Now, as schools scramble to keep up with the law and Bush seeks to expand it, he has nominated his confidante to be education secretary.
"She was his first policy person, ever, in politics," said Sandy Kress, a former Bush education adviser who worked closely with Spellings in the White House. "How many Cabinet members were there when he first started during his run for governor?"
If departing Secretary Rod Paige, who came to Washington as a superintendent from Houston, was the reform-minded outsider, then Spellings is the loyal insider. She was Bush's chief education adviser in Texas and his domestic policy chief inside the White House.
Described as approachable and practical, Spellings even doles out rejection well. She once turned down a date from Karl Rove when both were single in the early 1980s. Rove, now Bush's election architect, later introduced Spellings to Bush.
At her Senate confirmation hearing today, Spellings will probably be pushed on issues from preschool to college. She is expected to easily win confirmation.
If so, Spellings, 47, would become the nation's eighth education secretary and the first woman to hold the job in more than 20 years. She also would be the first secretary in recent history to have school-age children. Her daughter Mary, 17, attends a Catholic high school and her daughter Grace, 12, goes to a public middle school.
When Spellings accepted the nomination, she choked up briefly in describing her belief in America's schools.

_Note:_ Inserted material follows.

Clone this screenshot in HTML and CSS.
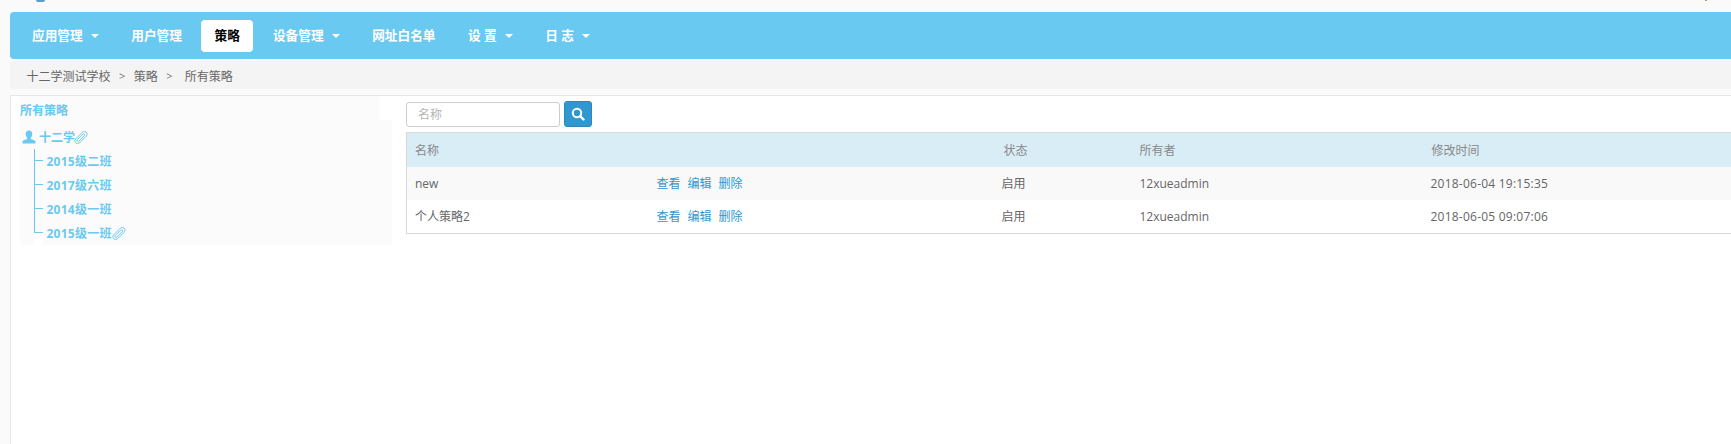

Bush is said to admire Paige's hands-on experience and passion for empowering poor and minority children, but observers say Paige was given little leeway to lead the debate. As Bush himself put it, there is no one he trusts more on education than Spellings.
That could allow her to "really shape the thinking of the administration," said Christopher Cross, an assistant education secretary under Bush's father. "She'll cut out the middle man. Clearly, Paige became the middle man between the White House and Congress and the education community."